↓

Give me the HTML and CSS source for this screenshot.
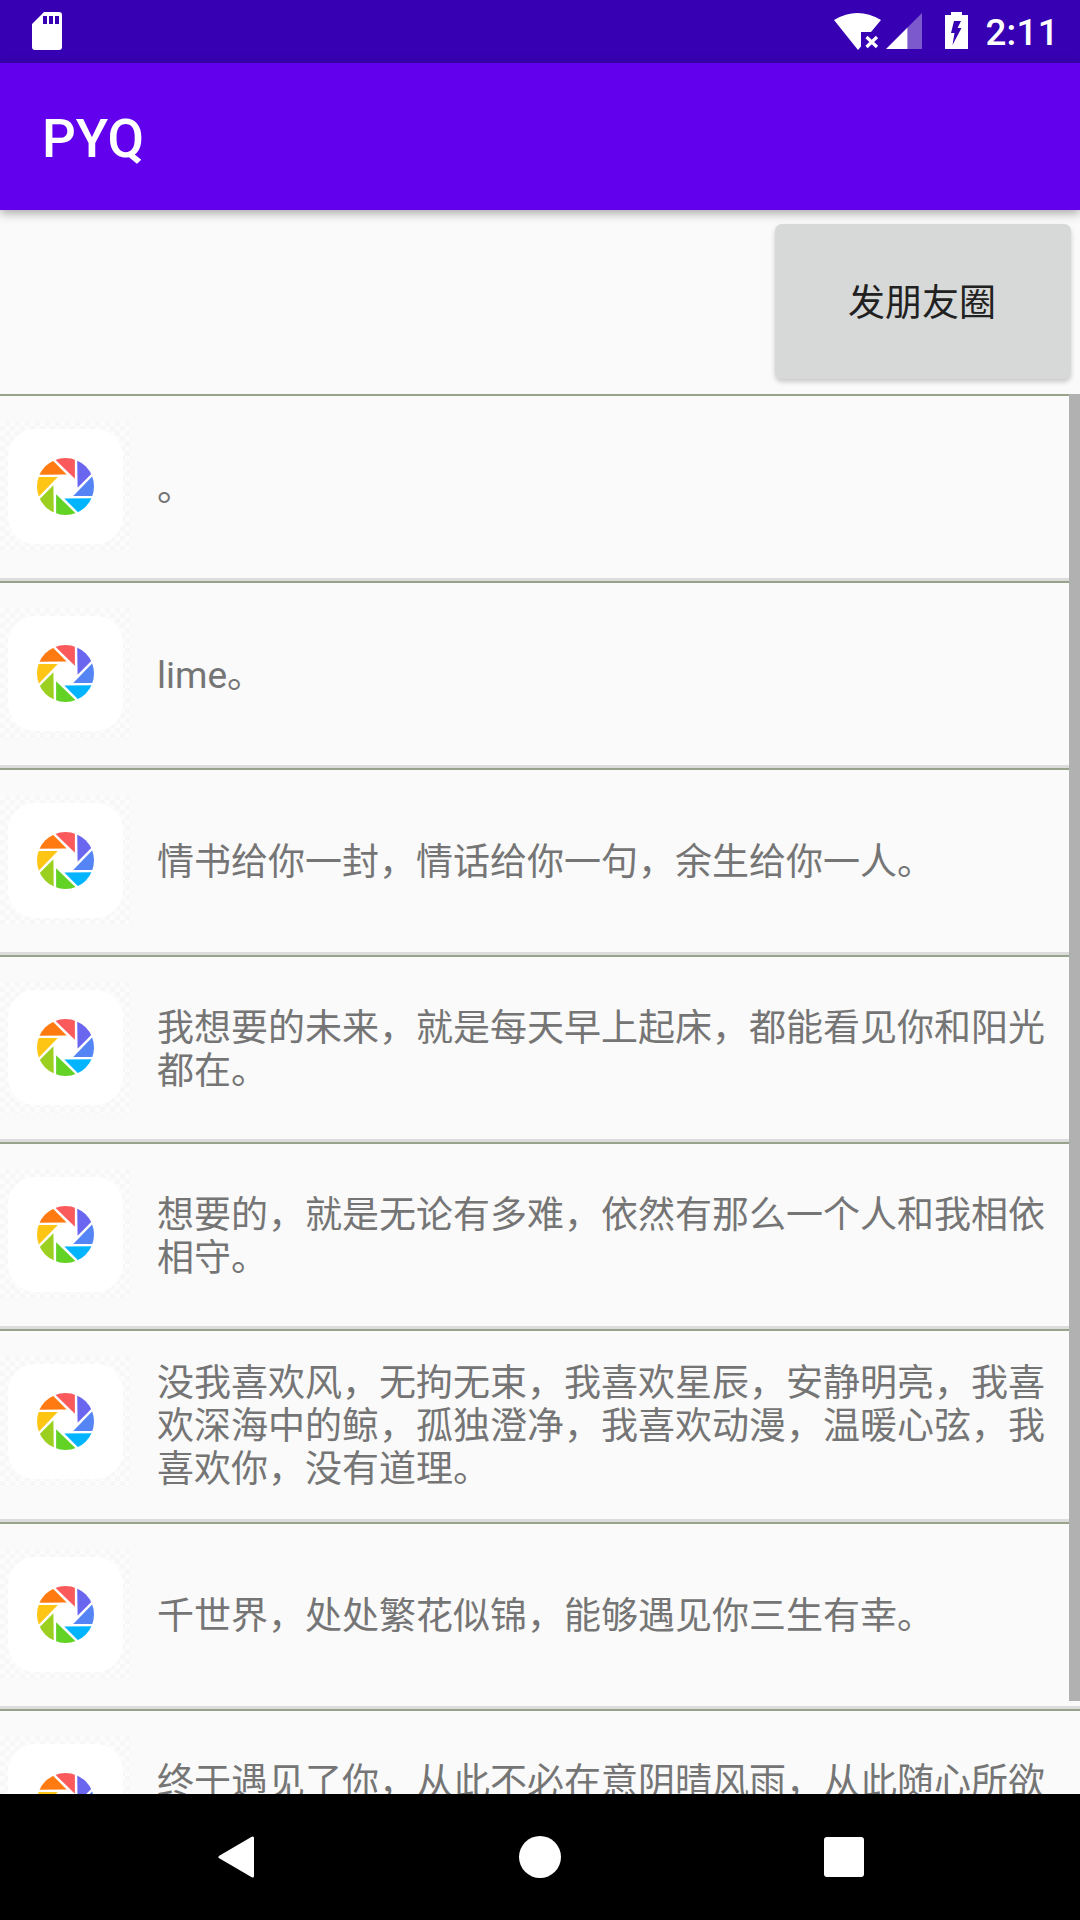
FILE: index.html
```html
<!DOCTYPE html>
<html lang="zh-CN">
<head>
<meta charset="utf-8">
<title>PYQ</title>
<link rel="stylesheet" href="styles.css">
</head>
<body>
<svg class="defs" width="0" height="0" aria-hidden="true">
  <defs>
    <clipPath id="disc"><circle cx="0" cy="0" r="85"/></clipPath>
    <polygon id="blade" points="28,-23 28,-99 -50,-99"/>
    <symbol id="aperture" viewBox="-85 -85 170 170">
      <g clip-path="url(#disc)">
        <use href="#blade" fill="#fb5a5c"/>
        <use href="#blade" fill="#6a66f0" transform="rotate(45)"/>
        <use href="#blade" fill="#5585f5" transform="rotate(90)"/>
        <use href="#blade" fill="#00b4ff" transform="rotate(135)"/>
        <use href="#blade" fill="#62d225" transform="rotate(180)"/>
        <use href="#blade" fill="#9bd021" transform="rotate(225)"/>
        <use href="#blade" fill="#ffc515" transform="rotate(270)"/>
        <use href="#blade" fill="#ff7a10" transform="rotate(315)"/>
      </g>
    </symbol>
  </defs>
</svg>
<div class="screen">
  <header class="status">
    <svg class="ic-sd" viewBox="0 0 30 38"><path fill="#fff" fill-rule="evenodd" d="M12 0H27a3 3 0 0 1 3 3V35a3 3 0 0 1-3 3H3a3 3 0 0 1-3-3V12ZM11 4V12H15V4ZM17 4V12H21V4ZM23 4V12H27V4Z"/></svg>
    <div class="status-right">
      <svg class="ic-wifi" viewBox="0 0 47 37"><path fill="#fff" d="M0 7Q23.500 -7 47 7L37 19H27V33.500L24 37Z"/><path fill="none" stroke="#fff" stroke-width="3.200" d="M32.500 24L43 34M43 24L32.500 34"/></svg>
      <svg class="ic-signal" viewBox="0 0 36 36"><path fill="#fff" d="M0 36L21.500 14.500V36Z"/><path fill="#fff" fill-opacity=".35" d="M21.500 14.500L36 0V36H21.500Z"/></svg>
      <svg class="ic-bat" viewBox="0 0 23 37"><path fill="#fff" fill-rule="evenodd" d="M6 0H17V3H23V37H0V3H6ZM9 9H16L12.500 16H16.500L7.500 33L9.500 21H6Z"/></svg>
      <span class="clock">2:11</span>
    </div>
  </header>
  <div class="appbar"><h1 class="title">PYQ</h1></div>
  <main class="content">
    <div class="action"><button class="post"><span class="post-label">发朋友圈</span></button></div>
    <div class="list">
      <div class="scrollbar"></div>
      <article class="row"><div class="avatar"><div class="tile"><svg class="aperture"><use href="#aperture"/></svg></div></div><p class="msg">。</p></article>
      <article class="row"><div class="avatar"><div class="tile"><svg class="aperture"><use href="#aperture"/></svg></div></div><p class="msg">lime。</p></article>
      <article class="row"><div class="avatar"><div class="tile"><svg class="aperture"><use href="#aperture"/></svg></div></div><p class="msg">情书给你一封，情话给你一句，余生给你一人。</p></article>
      <article class="row"><div class="avatar"><div class="tile"><svg class="aperture"><use href="#aperture"/></svg></div></div><p class="msg">我想要的未来，就是每天早上起床，都能看见你和阳光都在。</p></article>
      <article class="row"><div class="avatar"><div class="tile"><svg class="aperture"><use href="#aperture"/></svg></div></div><p class="msg">想要的，就是无论有多难，依然有那么一个人和我相依相守。</p></article>
      <article class="row row-tall"><div class="avatar"><div class="tile"><svg class="aperture"><use href="#aperture"/></svg></div></div><p class="msg">没我喜欢风，无拘无束，我喜欢星辰，安静明亮，我喜欢深海中的鲸，孤独澄净，我喜欢动漫，温暖心弦，我喜欢你，没有道理。</p></article>
      <article class="row"><div class="avatar"><div class="tile"><svg class="aperture"><use href="#aperture"/></svg></div></div><p class="msg">千世界，处处繁花似锦，能够遇见你三生有幸。</p></article>
      <article class="row"><div class="avatar"><div class="tile"><svg class="aperture"><use href="#aperture"/></svg></div></div><p class="msg">终于遇见了你，从此不必在意阴晴风雨，从此随心所欲相伴一生。</p></article>
    </div>
  </main>
  <nav class="navbar">
    <svg class="nav-back" viewBox="0 0 36 42"><path fill="#fff" stroke="#fff" stroke-width="3" stroke-linejoin="round" d="M34.500 2V40L2 21Z"/></svg>
    <svg class="nav-home" viewBox="0 0 42 42"><circle cx="21" cy="21" r="21" fill="#fff"/></svg>
    <svg class="nav-recent" viewBox="0 0 40 40"><rect width="40" height="40" rx="3" fill="#fff"/></svg>
  </nav>
</div>
</body>
</html>
```
FILE: styles.css
```css
* { box-sizing: border-box; }
html, body { margin: 0; padding: 0; }
body { width: 1080px; height: 1920px; overflow: hidden; background: #fafafa; font-family: Roboto, "Noto Sans CJK SC", sans-serif; }
.defs { position: absolute; }
.screen { width: 1080px; height: 1920px; display: flex; flex-direction: column; overflow: hidden; }

.status { height: 63px; flex: none; background: #3700b3; display: flex; align-items: flex-start; justify-content: space-between; padding: 12px 21px 0 32px; }
.ic-sd { width: 30px; height: 38px; display: block; }
.status-right { display: flex; align-items: flex-start; }
.ic-wifi { width: 47px; height: 37px; margin-top: 1px; }
.ic-signal { width: 36px; height: 36px; margin: 1px 0 0 5px; }
.ic-bat { width: 23px; height: 37px; margin-left: 23px; }
.clock { color: #fff; font-size: 36.75px; line-height: 43px; margin-left: 17px; font-weight: 500; letter-spacing: .3px; position: relative; top: -1px; }

.appbar { height: 147px; flex: none; background: #6200ee; display: flex; align-items: center; padding-left: 42px; box-shadow: 0 3px 10px rgba(0,0,0,.35); position: relative; z-index: 2; }
.title { margin: 0; color: #fff; font-size: 53px; font-weight: 500; line-height: 1; position: relative; top: 3px; }

.content { flex: 1; min-height: 0; overflow: hidden; background: #fafafa; }
.action { height: 184px; display: flex; justify-content: flex-end; align-items: flex-start; padding: 14px 9px 0 0; }
.post { width: 296px; height: 155px; border: 0; border-radius: 7px; background: #d7d8d8; color: #212121; font-family: inherit; font-size: 37px; box-shadow: 0 3px 5px rgba(0,0,0,.2); padding: 0 2px 4px 0; }
.post-label { display: block; }

.list { position: relative; border-top: 2px solid #98a38c; }
.scrollbar { position: absolute; top: -2px; right: 0; width: 11px; height: 1307px; background: #b1b1b1; z-index: 1; }
.row { height: 187px; display: flex; align-items: center; padding: 0 28px 0 0; border-bottom: 2px solid #98a38c; box-shadow: inset 0 -3px 0 #dcdcdc; }
.row-tall { height: 193px; }
.avatar { width: 131px; height: 131px; flex: none; align-self: flex-start; margin: 25px 26px 0 0; padding: 8px; background-color: #fafafa; background-image: conic-gradient(#f7f7f7 25%, #fcfcfc 0 50%, #f7f7f7 0 75%, #fcfcfc 0); background-size: 10px 10px; }
.tile { width: 115px; height: 115px; border-radius: 27px; background: #fff; display: flex; align-items: center; justify-content: center; }
.aperture { width: 57px; height: 57px; display: block; }
.msg { margin: 0; flex: 1; min-width: 0; color: #757575; font-size: 37px; line-height: 43px; }

.navbar { height: 126px; flex: none; background: #000; position: relative; z-index: 3; display: flex; align-items: flex-start; padding: 42px 0 0 218px; }
.nav-back { width: 36px; height: 42px; }
.nav-home { width: 42px; height: 42px; margin-left: 265px; }
.nav-recent { width: 40px; height: 40px; margin: 1px 0 0 263px; }
```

↑

▶ [AIM]
Output all of the data exactly as it stands, minus any images.

▶ [TASK RESULT]
Give me the HTML and CSS source for this screenshot.
FILE: index.html
```html
<!DOCTYPE html>
<html lang="zh-CN">
<head>
<meta charset="utf-8">
<title>PYQ</title>
<link rel="stylesheet" href="styles.css">
</head>
<body>
<svg class="defs" width="0" height="0" aria-hidden="true">
  <defs>
    <clipPath id="disc"><circle cx="0" cy="0" r="85"/></clipPath>
    <polygon id="blade" points="28,-23 28,-99 -50,-99"/>
    <symbol id="aperture" viewBox="-85 -85 170 170">
      <g clip-path="url(#disc)">
        <use href="#blade" fill="#fb5a5c"/>
        <use href="#blade" fill="#6a66f0" transform="rotate(45)"/>
        <use href="#blade" fill="#5585f5" transform="rotate(90)"/>
        <use href="#blade" fill="#00b4ff" transform="rotate(135)"/>
        <use href="#blade" fill="#62d225" transform="rotate(180)"/>
        <use href="#blade" fill="#9bd021" transform="rotate(225)"/>
        <use href="#blade" fill="#ffc515" transform="rotate(270)"/>
        <use href="#blade" fill="#ff7a10" transform="rotate(315)"/>
      </g>
    </symbol>
  </defs>
</svg>
<div class="screen">
  <header class="status">
    <svg class="ic-sd" viewBox="0 0 30 38"><path fill="#fff" fill-rule="evenodd" d="M12 0H27a3 3 0 0 1 3 3V35a3 3 0 0 1-3 3H3a3 3 0 0 1-3-3V12ZM11 4V12H15V4ZM17 4V12H21V4ZM23 4V12H27V4Z"/></svg>
    <div class="status-right">
      <svg class="ic-wifi" viewBox="0 0 47 37"><path fill="#fff" d="M0 7Q23.500 -7 47 7L37 19H27V33.500L24 37Z"/><path fill="none" stroke="#fff" stroke-width="3.200" d="M32.500 24L43 34M43 24L32.500 34"/></svg>
      <svg class="ic-signal" viewBox="0 0 36 36"><path fill="#fff" d="M0 36L21.500 14.500V36Z"/><path fill="#fff" fill-opacity=".35" d="M21.500 14.500L36 0V36H21.500Z"/></svg>
      <svg class="ic-bat" viewBox="0 0 23 37"><path fill="#fff" fill-rule="evenodd" d="M6 0H17V3H23V37H0V3H6ZM9 9H16L12.500 16H16.500L7.500 33L9.500 21H6Z"/></svg>
      <span class="clock">2:11</span>
    </div>
  </header>
  <div class="appbar"><h1 class="title">PYQ</h1></div>
  <main class="content">
    <div class="action"><button class="post"><span class="post-label">发朋友圈</span></button></div>
    <div class="list">
      <div class="scrollbar"></div>
      <article class="row"><div class="avatar"><div class="tile"><svg class="aperture"><use href="#aperture"/></svg></div></div><p class="msg">。</p></article>
      <article class="row"><div class="avatar"><div class="tile"><svg class="aperture"><use href="#aperture"/></svg></div></div><p class="msg">lime。</p></article>
      <article class="row"><div class="avatar"><div class="tile"><svg class="aperture"><use href="#aperture"/></svg></div></div><p class="msg">情书给你一封，情话给你一句，余生给你一人。</p></article>
      <article class="row"><div class="avatar"><div class="tile"><svg class="aperture"><use href="#aperture"/></svg></div></div><p class="msg">我想要的未来，就是每天早上起床，都能看见你和阳光都在。</p></article>
      <article class="row"><div class="avatar"><div class="tile"><svg class="aperture"><use href="#aperture"/></svg></div></div><p class="msg">想要的，就是无论有多难，依然有那么一个人和我相依相守。</p></article>
      <article class="row row-tall"><div class="avatar"><div class="tile"><svg class="aperture"><use href="#aperture"/></svg></div></div><p class="msg">没我喜欢风，无拘无束，我喜欢星辰，安静明亮，我喜欢深海中的鲸，孤独澄净，我喜欢动漫，温暖心弦，我喜欢你，没有道理。</p></article>
      <article class="row"><div class="avatar"><div class="tile"><svg class="aperture"><use href="#aperture"/></svg></div></div><p class="msg">千世界，处处繁花似锦，能够遇见你三生有幸。</p></article>
      <article class="row"><div class="avatar"><div class="tile"><svg class="aperture"><use href="#aperture"/></svg></div></div><p class="msg">终于遇见了你，从此不必在意阴晴风雨，从此随心所欲相伴一生。</p></article>
    </div>
  </main>
  <nav class="navbar">
    <svg class="nav-back" viewBox="0 0 36 42"><path fill="#fff" stroke="#fff" stroke-width="3" stroke-linejoin="round" d="M34.500 2V40L2 21Z"/></svg>
    <svg class="nav-home" viewBox="0 0 42 42"><circle cx="21" cy="21" r="21" fill="#fff"/></svg>
    <svg class="nav-recent" viewBox="0 0 40 40"><rect width="40" height="40" rx="3" fill="#fff"/></svg>
  </nav>
</div>
</body>
</html>
```
FILE: styles.css
```css
* { box-sizing: border-box; }
html, body { margin: 0; padding: 0; }
body { width: 1080px; height: 1920px; overflow: hidden; background: #fafafa; font-family: Roboto, "Noto Sans CJK SC", sans-serif; }
.defs { position: absolute; }
.screen { width: 1080px; height: 1920px; display: flex; flex-direction: column; overflow: hidden; }

.status { height: 63px; flex: none; background: #3700b3; display: flex; align-items: flex-start; justify-content: space-between; padding: 12px 21px 0 32px; }
.ic-sd { width: 30px; height: 38px; display: block; }
.status-right { display: flex; align-items: flex-start; }
.ic-wifi { width: 47px; height: 37px; margin-top: 1px; }
.ic-signal { width: 36px; height: 36px; margin: 1px 0 0 5px; }
.ic-bat { width: 23px; height: 37px; margin-left: 23px; }
.clock { color: #fff; font-size: 36.75px; line-height: 43px; margin-left: 17px; font-weight: 500; letter-spacing: .3px; position: relative; top: -1px; }

.appbar { height: 147px; flex: none; background: #6200ee; display: flex; align-items: center; padding-left: 42px; box-shadow: 0 3px 10px rgba(0,0,0,.35); position: relative; z-index: 2; }
.title { margin: 0; color: #fff; font-size: 53px; font-weight: 500; line-height: 1; position: relative; top: 3px; }

.content { flex: 1; min-height: 0; overflow: hidden; background: #fafafa; }
.action { height: 184px; display: flex; justify-content: flex-end; align-items: flex-start; padding: 14px 9px 0 0; }
.post { width: 296px; height: 155px; border: 0; border-radius: 7px; background: #d7d8d8; color: #212121; font-family: inherit; font-size: 37px; box-shadow: 0 3px 5px rgba(0,0,0,.2); padding: 0 2px 4px 0; }
.post-label { display: block; }

.list { position: relative; border-top: 2px solid #98a38c; }
.scrollbar { position: absolute; top: -2px; right: 0; width: 11px; height: 1307px; background: #b1b1b1; z-index: 1; }
.row { height: 187px; display: flex; align-items: center; padding: 0 28px 0 0; border-bottom: 2px solid #98a38c; box-shadow: inset 0 -3px 0 #dcdcdc; }
.row-tall { height: 193px; }
.avatar { width: 131px; height: 131px; flex: none; align-self: flex-start; margin: 25px 26px 0 0; padding: 8px; background-color: #fafafa; background-image: conic-gradient(#f7f7f7 25%, #fcfcfc 0 50%, #f7f7f7 0 75%, #fcfcfc 0); background-size: 10px 10px; }
.tile { width: 115px; height: 115px; border-radius: 27px; background: #fff; display: flex; align-items: center; justify-content: center; }
.aperture { width: 57px; height: 57px; display: block; }
.msg { margin: 0; flex: 1; min-width: 0; color: #757575; font-size: 37px; line-height: 43px; }

.navbar { height: 126px; flex: none; background: #000; position: relative; z-index: 3; display: flex; align-items: flex-start; padding: 42px 0 0 218px; }
.nav-back { width: 36px; height: 42px; }
.nav-home { width: 42px; height: 42px; margin-left: 265px; }
.nav-recent { width: 40px; height: 40px; margin: 1px 0 0 263px; }
```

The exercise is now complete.